13 March 2026

Why we should not leave Twitter

There is a tendency among liberal-minded people to leave Twitter, saying they cannot justify being in such a toxic environment any more, it has become too right-wing, too Musky. Off to Bluesky, or for a brief time before that, Mastodon, they go. I'm on both, as well as Twitter. But I don't see me making either my primary venue for mumbling into the aether. Not only because some of the most interesting people are still on Twitter, but there is anothe rreason.

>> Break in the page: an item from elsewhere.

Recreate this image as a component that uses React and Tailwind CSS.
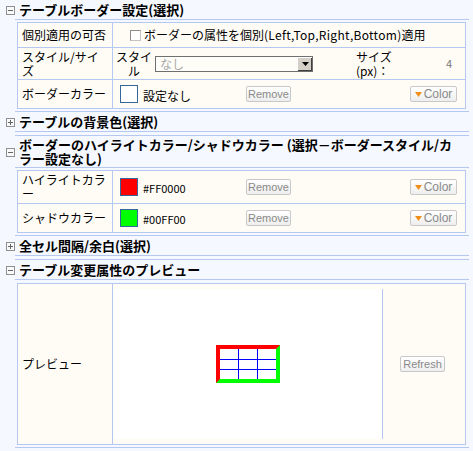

I think it's a mistake to leave - and worse, I think it is playing into the hands of the extremists to go. We might feel like we are crying in the wilderness, but surely that is our duty? Someone needs to be a voice for liberalism, for reason, for humanity. And as Granny used to say, "Well Duncan, are you someone or are you no-one?" To leave is to admit defeat, and to surrender the field to the forces of evil. 

In the aftermath of the failed revolutions of 1848 and the crushing of Chartism, Arthur Hugh Clough wrote "The Struggle". It is as relevant now as it was then.


Say not the struggle naught availeth,

The labour and the wounds are vain,

The enemy faints not, nor faileth,

And as things have been they remain.

 

If hopes were dupes, fears may be liars;

It may be, in yon smoke conceal'd,

Your comrades chase e'en now the fliers,

And, but for you, possess the field.

 

For while the tired waves, vainly breaking,

Seem here no painful inch to gain,

Far back, through creeks and inlets making,

Comes silent, flooding in, the main.


And not by eastern windows only,

When daylight comes, comes in the light;

In front the sun climbs slow, how slowly!

But westward, look, the land is bright!